Now, I'm not saying I need to disappear from my life the way I did when I was sixteen, and I'd hate to be the kind of girl to bandy about vague, nonscientific terms that don't exactly mean anything, like nervous breakdown, but I will tell you this:

I think I may need to disappear from my life.

Not forever. Not even for a significant period of time.

Maybe just take a little break.

Maybe just for long enough for me to remember how I used to be.

I mean, I'm sure everything is fine, and

the fact that I've suddenly gone from someone who immediately emails or texts people back the second she sees their text or email to someone who's so reluctant to email or text people back that it pains her to even open up texts or emails isn't the biggest deal in the world and the fact that I've gone from someone who used to read every one of the five to ten magazines she subscribes to at any given time to someone who can't even manage to get through a single article probably isn't call for alarm and the fact that I've gone from someone who's loved food, adored food, obsessed over food her entire life to someone who now has practically no interest in putting anything in her mouth doesn't mean very much at all, just like the fact that I've gone from someone who's spent her life on the phone to someone who can't stand to talk to people for a second also likely doesn't mean anything at all.

I'm also sure the fact that I no longer can spell a word doesn't mean anything and all the things I can't remember are pretty unimportant.

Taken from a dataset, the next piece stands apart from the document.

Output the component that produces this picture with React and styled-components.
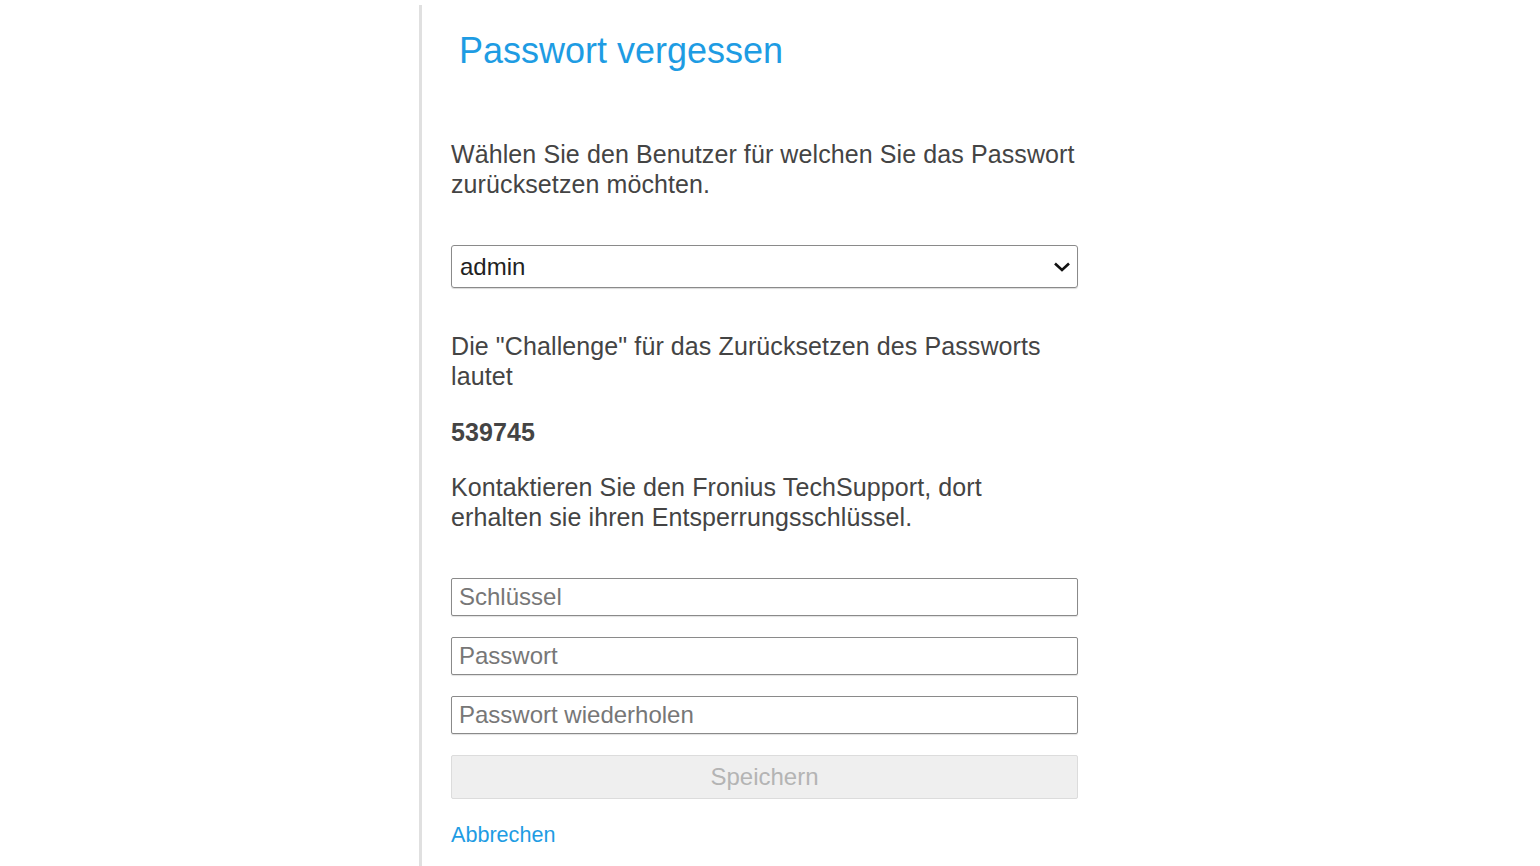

And does anybody really think not being able to maintain a train of thought for a minute straight means anything at all? I'm sure they don't.


the way my judgment's flown leaped hurled itself out the window? That one might actually mean something.

(You want details? Oh, I've got details. Too bad you can't have them.)

Or my being so distracted that when I walked home from my sister's house today I passed the street I've lived on for twelve years and didn't even realize it until I walked about a mile out of my way? I'm thinking that one means something, too.